Gavazzi, Campagnano and Basile, on the other hand, express perfectly in the First Act the uneasy embarrassment of two people who feel an immediate attraction and find themselves alone together earlier than they had bargained for, while they are not yet ready to face the situation. Basile’s halting handling of the orchestral part and the much more detailed response of the singers to the words add several new dimensions to the music. While in the Second Act there is no holding them back and their passionate exchanges are all the more thrilling for not having been anticipated earlier.

There is one school of thought which claims that the various Serafins, Vottos, Basiles and so on who conducted Puccini recordings until Karajan recorded Madama Butterfly in 1955, setting the stage for a host of "original" and "personal" interpretations by the likes of Mehta, Maazel and Sinopoli, were a bunch of talentless hacks and "routiniers" who owed their position to their humble acquiescence towards the star singers. This line is particularly prevalent in Italy and is repeated, albeit not in its most virulent form, in the booklet to this CD.

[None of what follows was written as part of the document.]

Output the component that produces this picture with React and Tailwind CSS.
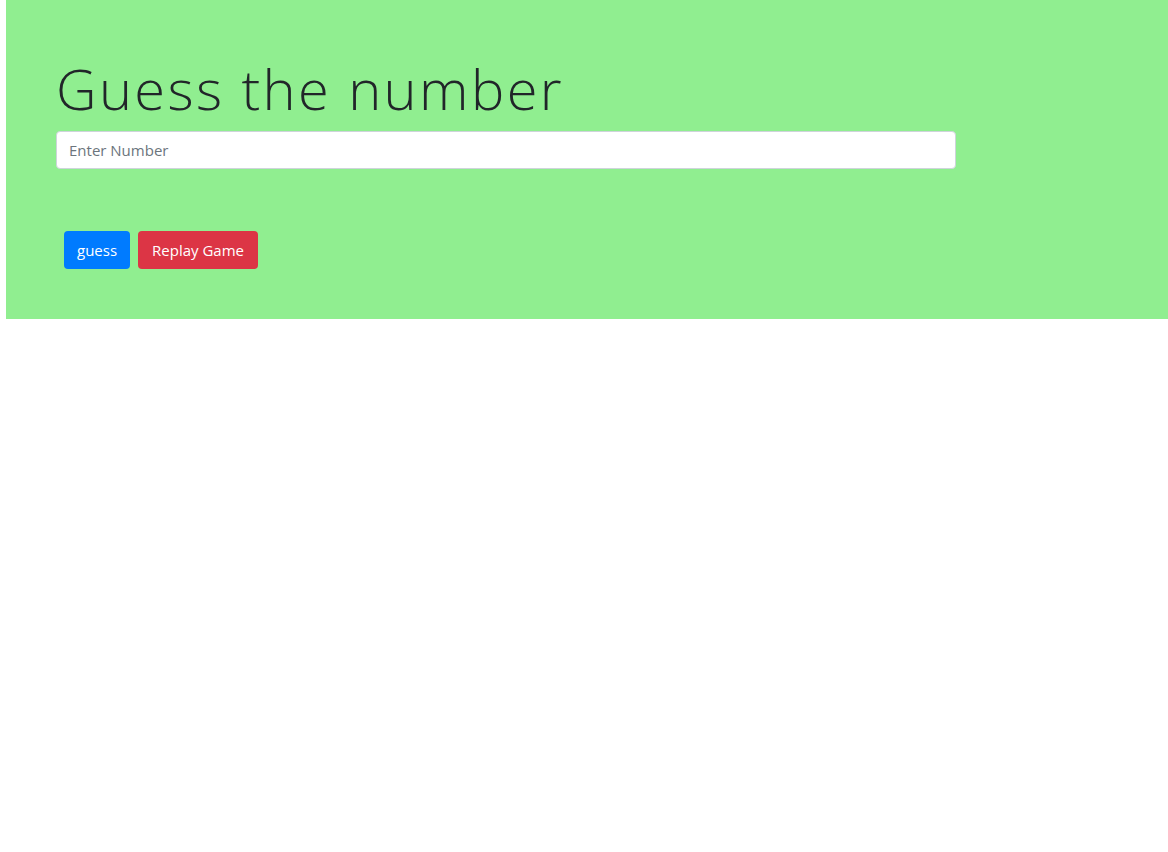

Another school of thought has it that the Italian maestri of the old school really knew how Puccini goes and that modern reinterpretations have replaced the old naturalness and flexibility of pulse with heinous exaggerations; the loud passages as hard-hitting as possible, the soft passages inaudible, allegros become prestos, andantes become adagios and so on.

In spite of my comments on the love music I cannot really say that the comparison between Basile and Mehta supports either view. Mehta has in any case never been one of the most extreme of "modern" interpreters and in most of the faster music there is very little difference between the two conductors. Mehta’s textures are warm and he gives the singers space, no less than Basile, but it is in slow sections that he has a tendency to dawdle where Basile keeps the pulse going (Mehta’s ten extra minutes are not just a question of opening up some traditional cuts made by Basile), as in Minnie’s Bible lesson scene which becomes sentimental at the end under Mehta, or in Minnie’s crucial exchange with Sonora and the miners in Act 3 (CD 2 end of track 19) culminating in the phrase "Si può ciò che si vuole" ("You can do anything if you have the will"), where Gavazzi and Basile show that the full significance of the moment can be expressed without grinding to a halt.

A preference on the whole for Basile, then, even if much of what Mehta does is fine. Some of his slower tempi may spring from a realisation that Carol Neblett needs careful nurturing if she is to negotiate the higher passages with a rounded tone, something which is no trouble for the sure-fire Gavazzi. While Neblett’s first entry suggests that her high notes may be a problem (not entirely fairly since she manages an opulent tone when she has time to reach them calmly), Gavazzi immediately establishes a character, flinging forth ringing high notes and powerful chest tones in equal measure. Her Act Two solo, "Oh, se sapeste", goes like a bomb while Neblett sounds simply cautious. I have had occasion already to speak of Carla Gavazzi (see reviews of her in "Adriana Lecouvreur", "Don Giovanni" and "Pagliacci") and once again she throws herself wholeheartedly into a vivid portrayal. Though much of what Neblett does is good hers is an embryonic interpretation in comparison.

Placido Domingo is, of course, one of the Great Tenors, and he has adorned a surely unprecedented number of opera sets with his unfailingly glorious tone and naturally musical phrasing. Whether he is always an imaginative interpreter is another question and once our admiration for his impeccable technique and good taste are over it is difficult to think that this is a part he really feels. Vasco Campagnano, now forgotten, was only a middling name even in his day (he also recorded "Manon Lescaut" and "Aroldo" for Cetra). Against Domingo’s "baritonal" tenor, he is the typical Italian tenor after the manner of Gigli, sweet but strong and not given to bawling. He may not have the complete technique of Domingo (there are some uneasy high notes) but he is thoroughly inside the part of Johnson.

Ugo Savarese has been much maligned as the Germont in the Callas Cetra set of "La Traviata", a recording which certainly reflected little credit on anyone except Callas herself. He has a softer-grained, mellower baritone than the more sharply focused Sherrill Milnes. Again the ready communion which Italians of the day had with their national repertoire is obvious.

A major test for the smaller parts comes in the first piece of sustained lyrical writing in the opera, the ensemble piece which develops from Jake Wallace’s song "Che faranno i vecchi miei". With Dario Caselli a touchingly warm-voiced Jake for Basile, and with Francis Egerton unduly caricatural for Mehta, the older set achieves a heartfelt warmth which the newer one does not quite match.

There is, however, the little matter of the 1950 recording, which is narrow and constricted, though reasonably clear and with the voices well caught. I have the Mehta on LP; it is a finely spacious product of the late 1970s and will presumably sound better still on CD. Other performances to be considered are the Tebaldi/Del Monaco/MacNeil/Capuana (Decca 1958), the Nilsson/Gibin/Mongelli/Matacic (EMI 1958) and the Marton/O’Neill/Fondary/Slatkin (RCA 1992). Opera buffs will want this in particular for a further Gavazzi performance (I am afraid this completes her discography to the best of my knowledge) and will surely enjoy Campagnano, Savarese and Basile.